Finding & Decision of  Delhi High Court:

Learned counsel for the appellant has relied upon decision of the Supreme Court in Price Water House Coopers Private Limited versus Commissioner of Income Tax,(2012) 348 ITR 306(SC), but H.C. relied upon decision of the Delhi High Court in case of Commissioner of Income Tax versus Nalwa Sons Investments Limited,(2010) 327 ITR 543 (Delhi) wherein it has been held that when taxable income is computed on book profits under Section 115JB and not under the normal provisions, Explanation (4) has to be accordingly applied. In view of the said Explanation, the additions made by the Assessing Officer under the normal provisions are totally irrelevant. Thus, there cannot be imposition of penalty under Section 271(1)(c) of the Act for addition made under the normal provisions.

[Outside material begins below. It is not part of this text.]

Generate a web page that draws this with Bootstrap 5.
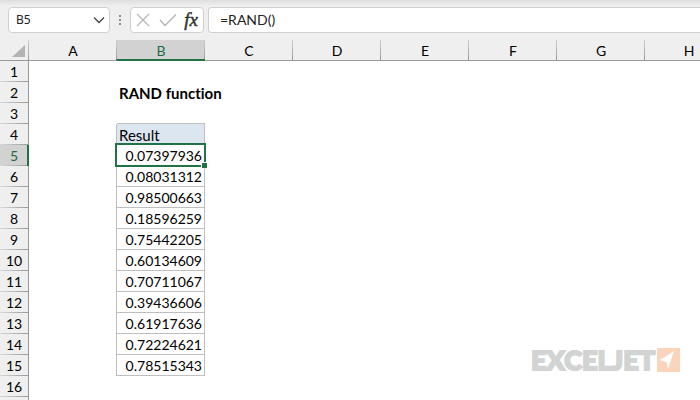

 Question of law is accordingly answered in favor of the appellant-assessee and against the respondent-Revenue.

Conclusion:

The assessing officer using the weapon of section 271(1)(C) for initiating penalty for every disallowance made without examining the facts that means rea is an essential ingredients before the penalty can be imposed on an assessee. Penalty can be initiated in two situation first, there was an concealment of income and second, there  was furnishing of inaccurate particulars of income.

In present case penalty was initiated for making incorrect claim, which does not amount to furnishing inaccurate particulars specially when asseesee assessed under MAT provision and penalty initiated on disallowance made while calculating Income under normal provision are totally incorrect as held by Hon’ble Delhi high court.

This decision certainly helpful for those assessee whose income computed in accordance with the normal procedure is less than the income determined u/s 115JB of act and the income of the assessee is assessed u/s 115JB and not under the normal provisions, the tax was paid on the income assessed u/s 115JB of the act, Concealment of income would have no role to play and would not lead to tax evasion. Therefore, penalty cannot be imposed on the basis of disallowances or additions made under the regular provisions.